Nous ne sommes pas des experts, mais nous habitons cette montagne et ses forêts, et à vrai dire nous les aimons. Nous savons que leur valeur n’a rien à voir avec l’argent ni les kilowattheures : qu’elles recèlent de milles qualités, incommensurables aux quantités qu’on aimerait leur arracher. Nous parcourons ces terres, y cueillons parfois ce qu’il peut s’y trouver, certains d’entre nous étudient ce qui y vit, ou travaillent avec le bois qu’on y trouve. Mais encore la plupart se contentent de les avoir sous les yeux, tous les jours, et savent combien cela est doux.
Ce n’est donc pas à nous qu’on racontera que ces centrales photovoltaïques, avant de produire de l’électricité, produisent surtout de la laideur, de l’uniformisation et de la tristesse, et ce dans un monde déjà suffisamment laid, uniforme et triste. Voilà pourquoi, entre autres raisons, nous avons cherché à nous opposer à ces projets, en commençant par les livrer comme nous le pouvions à la connaissance publique, voulant provoquer une discussion largement court-circuitée par l’appareil juridico-marchand [1]. Quand aux procédures juridiques à proprement parler, nous les avons laissées à des associations plus formelles et plus dotées que la notre.
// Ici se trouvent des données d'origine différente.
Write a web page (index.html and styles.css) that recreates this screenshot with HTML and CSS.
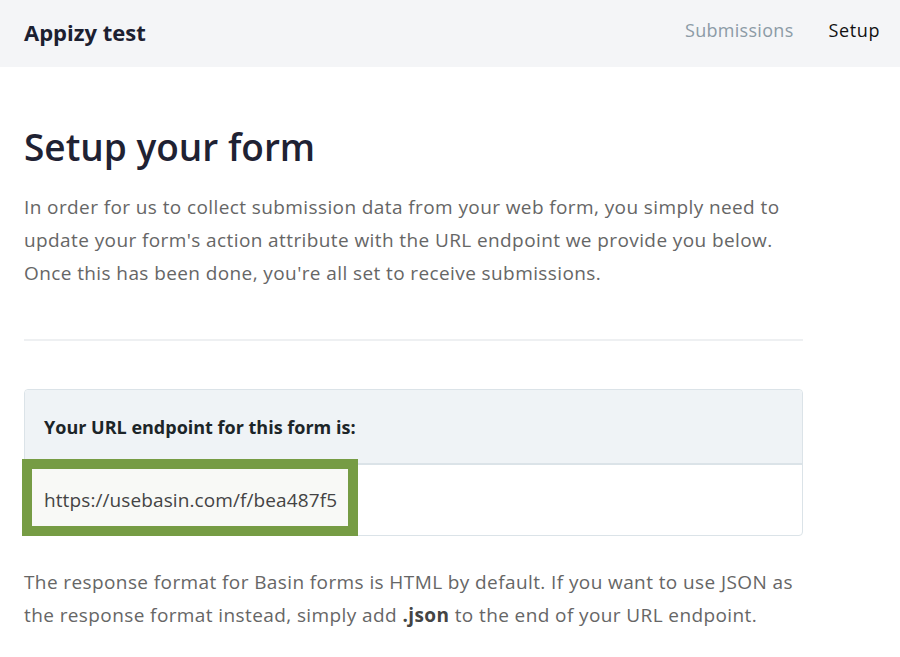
FILE: index.html
```html
<!DOCTYPE html>
<html>
<head>
<meta charset="utf-8">
<link rel="stylesheet" href="styles.css">
</head>
<body>
<header class="topbar">
  <div class="brand">Appizy test</div>
  <nav class="nav">
    <a class="nav-link">Submissions</a>
    <a class="nav-link active">Setup</a>
  </nav>
</header>
<main class="content">
  <h1 class="title">Setup your form</h1>
  <p class="lead">In order for us to collect submission data from your web form, you simply need to update your form's action attribute with the URL endpoint we provide you below. Once this has been done, you're all set to receive submissions.</p>
  <hr class="divider">
  <section class="card">
    <div class="card-head">Your URL endpoint for this form is:</div>
    <div class="card-body">
      <span class="url">https://usebasin.com/f/bea487f5</span>
      <span class="highlight"></span>
    </div>
  </section>
  <p class="lead note">The response format for Basin forms is HTML by default. If you want to use JSON as the response format instead, simply add <b>.json</b> to the end of your URL endpoint.</p>
</main>
</body>
</html>
```
FILE: styles.css
```css
* { box-sizing: border-box; }
html, body { margin: 0; padding: 0; background: #fff; }
body { font-family: "Open Sans", "Liberation Sans", sans-serif; color: #666; overflow: hidden; }

.topbar {
  height: 67px;
  background: #f4f5f7;
  display: flex;
  align-items: center;
  justify-content: space-between;
  padding: 0 20px 4px 24px;
}
.brand { font-size: 22px; font-weight: 700; color: #1c2030; }
.nav { display: flex; gap: 35px; margin-bottom: 3px; }
.nav-link { font-size: 18px; color: #8c9ba6; letter-spacing: 0.3px; }
.nav-link.active { color: #111; letter-spacing: 0.6px; }

.content { padding: 0 24px; width: 827px; }
.title {
  margin: 56px 0 0;
  font-size: 37px;
  font-weight: 600;
  color: #1f2233;
  line-height: 48px;
}
.lead {
  margin: 20px 0 0;
  font-size: 19px;
  line-height: 33px;
  letter-spacing: 0.4px;
  color: #666;
}
.divider { margin: 49px 0 0; border: 0; border-top: 2px solid #eef0f2; height: 0; }
.card {
  margin-top: 48px;
  border: 1px solid #dbe3e8;
  border-radius: 4px;
}
.card-head {
  height: 75px;
  background: #eff3f6;
  border-bottom: 2px solid #dbe3e8;
  display: flex;
  align-items: center;
  padding-left: 19px;
  font-size: 18px;
  font-weight: 700;
  color: #1c2528;
  border-radius: 4px 4px 0 0;
}
.card-body {
  position: relative;
  height: 70px;
  display: flex;
  align-items: center;
  padding-left: 19px;
}
.url { font-size: 19px; letter-spacing: 0.1px; color: #444; position: relative; z-index: 1; }
.highlight {
  position: absolute;
  left: -3px;
  top: -6px;
  width: 336px;
  height: 77px;
  border: 10px solid #769c44;
  background: #f8f9f6;
}
.note { margin-top: 30px; }
.note b { color: #444; }
```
Aujourd’hui, après deux ans d’attention et d’efforts soutenus, nous apprenons qu’Enedis, avec le concours de votre entreprise, a initié l’installation de cette ligne de raccordement. Ligne qui, si elle permettrait donc de raccorder la centrale sus-mentionnée, pourra peut-être servir à d’autres ? Nous observons que le tracé de cette ligne est le même que celui qui figure sur l’étude d’impact d’un autre projet, celui de la forêt de Seygne, non-encore validé juridiquement. Si nos combats présents nous montrent déjà tout ce qu’il y a à ne pas attendre des procédures de validation pseudo-démocratiques de tels projets, nous sommes donc tentés de prendre l’installation en douce de cette ligne comme une sorte d’aveu : peu importe les procédures cosmétiques, les centrales devront exister.
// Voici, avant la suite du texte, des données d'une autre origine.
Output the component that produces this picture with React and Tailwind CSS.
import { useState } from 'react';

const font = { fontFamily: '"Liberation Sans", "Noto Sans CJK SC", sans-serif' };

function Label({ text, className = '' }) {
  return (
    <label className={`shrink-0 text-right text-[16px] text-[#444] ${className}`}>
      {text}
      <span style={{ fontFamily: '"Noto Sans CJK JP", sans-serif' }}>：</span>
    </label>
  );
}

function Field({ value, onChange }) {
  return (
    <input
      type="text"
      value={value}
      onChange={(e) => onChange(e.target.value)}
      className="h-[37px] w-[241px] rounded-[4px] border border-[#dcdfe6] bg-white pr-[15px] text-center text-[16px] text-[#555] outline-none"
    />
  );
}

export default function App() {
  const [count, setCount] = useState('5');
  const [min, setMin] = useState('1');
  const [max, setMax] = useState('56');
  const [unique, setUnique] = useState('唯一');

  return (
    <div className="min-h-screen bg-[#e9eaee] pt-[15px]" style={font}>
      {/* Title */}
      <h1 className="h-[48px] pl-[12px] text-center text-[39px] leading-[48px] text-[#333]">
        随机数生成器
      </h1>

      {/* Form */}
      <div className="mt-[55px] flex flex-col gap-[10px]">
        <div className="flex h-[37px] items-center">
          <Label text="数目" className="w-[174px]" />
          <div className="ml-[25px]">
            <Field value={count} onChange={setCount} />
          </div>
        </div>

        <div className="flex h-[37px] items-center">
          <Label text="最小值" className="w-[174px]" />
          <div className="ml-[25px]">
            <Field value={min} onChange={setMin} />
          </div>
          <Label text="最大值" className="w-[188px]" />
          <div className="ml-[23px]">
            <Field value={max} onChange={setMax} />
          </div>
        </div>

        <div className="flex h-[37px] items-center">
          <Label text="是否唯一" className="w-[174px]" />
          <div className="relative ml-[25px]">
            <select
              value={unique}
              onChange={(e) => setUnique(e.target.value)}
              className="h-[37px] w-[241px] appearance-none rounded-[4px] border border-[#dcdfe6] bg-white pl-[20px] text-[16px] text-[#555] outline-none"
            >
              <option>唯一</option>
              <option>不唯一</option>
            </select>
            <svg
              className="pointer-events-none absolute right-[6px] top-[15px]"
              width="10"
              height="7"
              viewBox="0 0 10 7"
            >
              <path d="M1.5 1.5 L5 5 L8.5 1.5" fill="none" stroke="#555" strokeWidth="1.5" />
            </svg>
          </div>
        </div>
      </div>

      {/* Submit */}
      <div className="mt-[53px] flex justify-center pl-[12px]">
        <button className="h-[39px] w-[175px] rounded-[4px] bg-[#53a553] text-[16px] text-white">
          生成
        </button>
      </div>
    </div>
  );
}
Et certes, et ici comme ailleurs, il en faudra beaucoup des centrales photovoltaïques, éoliennes, de biomasse, à hydrogène, etc., pour bercer la France nucléaire de ses illusions renouvelables. Et encore pour gonfler un peu plus une production électrique qui, nous assure-t-on, devra augmenter drastiquement. La société dont il est question et qui nous est imposée, de force si besoin, c’est celle du tout-électrique-tout-numérique ; société aussi destructrice des espaces que nous habitons et des autres êtres qui les habitent, que de ce qui fait de nous des êtres humains.
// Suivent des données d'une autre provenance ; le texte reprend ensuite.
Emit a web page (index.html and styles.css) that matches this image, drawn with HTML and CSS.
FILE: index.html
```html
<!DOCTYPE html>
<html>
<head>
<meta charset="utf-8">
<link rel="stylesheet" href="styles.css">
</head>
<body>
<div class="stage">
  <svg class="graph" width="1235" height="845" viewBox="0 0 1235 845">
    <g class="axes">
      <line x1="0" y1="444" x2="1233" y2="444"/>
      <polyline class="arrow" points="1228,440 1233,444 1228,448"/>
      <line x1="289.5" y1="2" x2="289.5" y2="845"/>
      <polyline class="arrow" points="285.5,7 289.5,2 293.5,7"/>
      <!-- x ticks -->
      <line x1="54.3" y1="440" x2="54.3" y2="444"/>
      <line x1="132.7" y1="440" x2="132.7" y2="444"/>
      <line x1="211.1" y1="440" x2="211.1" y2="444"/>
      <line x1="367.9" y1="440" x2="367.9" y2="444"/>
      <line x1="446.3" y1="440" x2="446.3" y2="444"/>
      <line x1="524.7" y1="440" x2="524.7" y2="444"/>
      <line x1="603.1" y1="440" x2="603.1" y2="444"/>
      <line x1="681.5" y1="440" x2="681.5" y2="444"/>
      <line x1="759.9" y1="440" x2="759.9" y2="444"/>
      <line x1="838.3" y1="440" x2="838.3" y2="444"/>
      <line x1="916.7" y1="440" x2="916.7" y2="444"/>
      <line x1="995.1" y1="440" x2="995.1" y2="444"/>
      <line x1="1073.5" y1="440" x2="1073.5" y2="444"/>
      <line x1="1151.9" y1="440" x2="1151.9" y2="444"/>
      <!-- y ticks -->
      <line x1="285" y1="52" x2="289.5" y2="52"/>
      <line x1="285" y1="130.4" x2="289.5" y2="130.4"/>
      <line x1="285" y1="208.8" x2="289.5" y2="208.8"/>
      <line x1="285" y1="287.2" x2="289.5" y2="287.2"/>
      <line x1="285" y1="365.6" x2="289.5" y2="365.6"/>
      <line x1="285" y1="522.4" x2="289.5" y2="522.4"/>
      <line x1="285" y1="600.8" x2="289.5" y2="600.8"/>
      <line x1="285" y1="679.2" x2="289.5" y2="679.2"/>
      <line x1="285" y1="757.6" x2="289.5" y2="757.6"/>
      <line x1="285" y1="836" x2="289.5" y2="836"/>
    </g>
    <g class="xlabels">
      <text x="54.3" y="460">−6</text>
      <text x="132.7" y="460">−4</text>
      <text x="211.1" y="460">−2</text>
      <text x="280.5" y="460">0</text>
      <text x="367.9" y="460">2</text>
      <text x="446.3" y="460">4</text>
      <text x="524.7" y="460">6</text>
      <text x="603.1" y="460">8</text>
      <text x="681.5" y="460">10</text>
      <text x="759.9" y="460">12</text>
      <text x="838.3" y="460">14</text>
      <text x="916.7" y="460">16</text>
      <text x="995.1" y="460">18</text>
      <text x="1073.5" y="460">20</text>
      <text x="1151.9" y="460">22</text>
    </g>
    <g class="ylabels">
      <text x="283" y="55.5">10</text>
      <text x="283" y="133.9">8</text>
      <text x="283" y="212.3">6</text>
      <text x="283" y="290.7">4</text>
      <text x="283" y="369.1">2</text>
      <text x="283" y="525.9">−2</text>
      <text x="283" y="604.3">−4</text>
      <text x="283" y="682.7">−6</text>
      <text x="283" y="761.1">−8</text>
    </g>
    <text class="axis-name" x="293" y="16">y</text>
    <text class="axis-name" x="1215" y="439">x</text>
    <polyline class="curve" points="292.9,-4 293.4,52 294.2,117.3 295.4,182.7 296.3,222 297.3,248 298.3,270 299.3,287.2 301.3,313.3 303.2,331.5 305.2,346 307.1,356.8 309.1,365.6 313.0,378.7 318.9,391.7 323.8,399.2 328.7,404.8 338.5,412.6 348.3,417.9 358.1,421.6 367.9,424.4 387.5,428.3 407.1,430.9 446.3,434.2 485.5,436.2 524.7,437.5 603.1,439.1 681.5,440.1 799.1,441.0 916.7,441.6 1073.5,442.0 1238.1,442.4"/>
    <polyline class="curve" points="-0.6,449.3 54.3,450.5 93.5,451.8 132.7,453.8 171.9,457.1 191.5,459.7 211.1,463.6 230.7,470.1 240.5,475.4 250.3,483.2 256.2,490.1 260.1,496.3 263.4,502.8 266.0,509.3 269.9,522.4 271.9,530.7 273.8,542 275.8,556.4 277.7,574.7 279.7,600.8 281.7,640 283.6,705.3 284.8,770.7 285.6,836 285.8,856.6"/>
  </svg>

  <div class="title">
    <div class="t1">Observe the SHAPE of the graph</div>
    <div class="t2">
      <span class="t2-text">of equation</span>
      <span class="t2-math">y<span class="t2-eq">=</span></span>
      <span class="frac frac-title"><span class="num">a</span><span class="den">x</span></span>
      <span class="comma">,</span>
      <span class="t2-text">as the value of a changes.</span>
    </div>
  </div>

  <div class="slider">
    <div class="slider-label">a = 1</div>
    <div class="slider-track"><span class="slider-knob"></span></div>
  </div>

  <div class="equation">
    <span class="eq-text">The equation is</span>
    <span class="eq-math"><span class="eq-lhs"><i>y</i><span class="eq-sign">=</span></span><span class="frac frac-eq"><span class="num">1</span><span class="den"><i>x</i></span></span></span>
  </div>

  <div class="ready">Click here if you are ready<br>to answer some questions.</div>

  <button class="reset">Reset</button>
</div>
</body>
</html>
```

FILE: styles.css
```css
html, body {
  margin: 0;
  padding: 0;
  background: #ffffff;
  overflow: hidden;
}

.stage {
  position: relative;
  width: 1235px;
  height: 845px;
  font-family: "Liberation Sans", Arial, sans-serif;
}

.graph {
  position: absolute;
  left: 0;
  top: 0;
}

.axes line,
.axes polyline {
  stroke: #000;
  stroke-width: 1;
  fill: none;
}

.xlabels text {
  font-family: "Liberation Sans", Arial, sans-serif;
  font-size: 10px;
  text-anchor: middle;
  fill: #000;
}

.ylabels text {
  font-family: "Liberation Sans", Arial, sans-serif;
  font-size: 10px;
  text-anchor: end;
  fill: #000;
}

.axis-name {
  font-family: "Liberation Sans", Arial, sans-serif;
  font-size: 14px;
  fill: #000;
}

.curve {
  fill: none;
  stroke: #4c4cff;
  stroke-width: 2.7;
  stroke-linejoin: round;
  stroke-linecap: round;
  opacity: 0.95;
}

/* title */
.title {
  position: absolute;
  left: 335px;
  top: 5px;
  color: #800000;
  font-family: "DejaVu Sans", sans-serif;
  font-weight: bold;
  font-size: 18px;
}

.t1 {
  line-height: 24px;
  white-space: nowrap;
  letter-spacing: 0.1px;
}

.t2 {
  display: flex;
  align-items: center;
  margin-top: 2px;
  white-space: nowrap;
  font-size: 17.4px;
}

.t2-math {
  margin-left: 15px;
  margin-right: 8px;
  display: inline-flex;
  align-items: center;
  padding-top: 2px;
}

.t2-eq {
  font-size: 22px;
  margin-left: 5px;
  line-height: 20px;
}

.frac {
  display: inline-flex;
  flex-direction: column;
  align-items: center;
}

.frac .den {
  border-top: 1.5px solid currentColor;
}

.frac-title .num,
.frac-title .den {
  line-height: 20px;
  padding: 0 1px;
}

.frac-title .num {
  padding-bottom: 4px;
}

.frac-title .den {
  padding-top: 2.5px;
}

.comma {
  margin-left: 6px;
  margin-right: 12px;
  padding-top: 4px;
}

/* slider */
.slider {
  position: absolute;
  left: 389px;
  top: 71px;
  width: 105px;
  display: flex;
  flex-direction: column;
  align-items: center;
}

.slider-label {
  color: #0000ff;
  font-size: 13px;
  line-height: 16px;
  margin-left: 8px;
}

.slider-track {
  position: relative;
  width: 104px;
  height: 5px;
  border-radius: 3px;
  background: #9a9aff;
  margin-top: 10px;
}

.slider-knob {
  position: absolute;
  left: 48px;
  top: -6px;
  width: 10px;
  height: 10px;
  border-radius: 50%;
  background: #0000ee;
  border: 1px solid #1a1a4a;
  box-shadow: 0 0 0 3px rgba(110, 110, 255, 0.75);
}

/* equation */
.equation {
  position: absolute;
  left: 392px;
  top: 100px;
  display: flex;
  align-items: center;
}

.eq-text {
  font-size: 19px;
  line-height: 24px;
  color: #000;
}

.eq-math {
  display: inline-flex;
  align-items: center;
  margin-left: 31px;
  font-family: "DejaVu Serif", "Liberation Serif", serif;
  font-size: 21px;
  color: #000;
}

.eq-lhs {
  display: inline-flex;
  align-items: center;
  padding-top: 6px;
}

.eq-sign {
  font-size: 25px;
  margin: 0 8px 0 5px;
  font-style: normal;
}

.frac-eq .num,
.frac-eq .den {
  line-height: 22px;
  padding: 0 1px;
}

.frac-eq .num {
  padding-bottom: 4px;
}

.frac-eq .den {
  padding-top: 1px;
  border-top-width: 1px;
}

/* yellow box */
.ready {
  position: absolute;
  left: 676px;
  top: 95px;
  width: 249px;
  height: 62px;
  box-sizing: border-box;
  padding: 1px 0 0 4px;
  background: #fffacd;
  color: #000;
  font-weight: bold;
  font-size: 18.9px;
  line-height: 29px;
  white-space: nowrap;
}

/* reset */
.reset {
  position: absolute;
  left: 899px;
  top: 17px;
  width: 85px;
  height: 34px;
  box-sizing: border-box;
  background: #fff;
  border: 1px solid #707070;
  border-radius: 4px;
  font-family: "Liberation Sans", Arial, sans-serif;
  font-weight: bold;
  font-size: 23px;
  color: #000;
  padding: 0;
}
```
Après ces quelques considérations, il nous semble donc bien vain de chercher à se mettre d’accord sur tel détail de l’installation de cette ligne de raccordement. Vous l’aurez compris : cet élément d’infrastructure, nécessaire au bon fonctionnement d’une ou plusieurs centrales en projets dans le pays de Lure, nous n’en voulons tout simplement pas. Et sachez que ceci est bien plus que l’avis de quelques individus acariâtres qui se regrouperaient au sein d’Elzéard ; nous pouvons en témoigner puisque nous habitons là et discutons avec beaucoup d’autres de ces questions. Les graffitis qui ont pris pour cible vos machines, malgré leur inintelligibilité, en sont d’ailleurs un autre signe. La colère est là, et nous la comprenons.
Ce nom d’Elzéard, nous l’empruntons au personnage d’un poète qui a puisé son art et son amour de la liberté dans les collines et les montagnes mêmes : celles-là que nous habitons. Et nous savons que leur préservation est une condition nécessaire à ces valeurs qui n’ont de sens qu’humain. On nous traite et nous traitera encore de rêveurs – au mieux. Au pire d’extrémistes, d’intégristes, de réactionnaires, etc. Nous répondons à l’injure que ces mots décrivent plus exactement l’attitude de ceux qui par leurs actes poussent à l’extrême – c’est-à-dire toujours plus loin – le développement du système contre la vie. Et qui le font avec ce qu’il faut bien appeler une foi aveugle.
Et voilà où nous voulons en venir : dans cette situation, le choix humain ne réside pas selon nous dans les modalités du tracé de cette ligne électrique, mais bien dans celui de participer à cet expansionnisme qui colonise nos vies, ou bien de ne pas le faire – voire de s’y opposer. En cela, nous voulons désigner votre responsabilité personnelle (et celle de vos collègues), certes mineure face à celle de votre commanditaire Enedis (mais à notre connaissance Enedis ne raisonne pas : Enedis fonctionne, et déraisonne ce faisant.)
Par principe nous n’exclurons pas le dialogue avec vous, mais voulons avant tout soumettre cette lettre à l’opinion publique : nous chercherons à la publier par tous les moyens qui nous sembleront pertinents. Peut-être déciderez-vous d’y répondre d’une manière ou d’une autre – nous vous en saurions gré.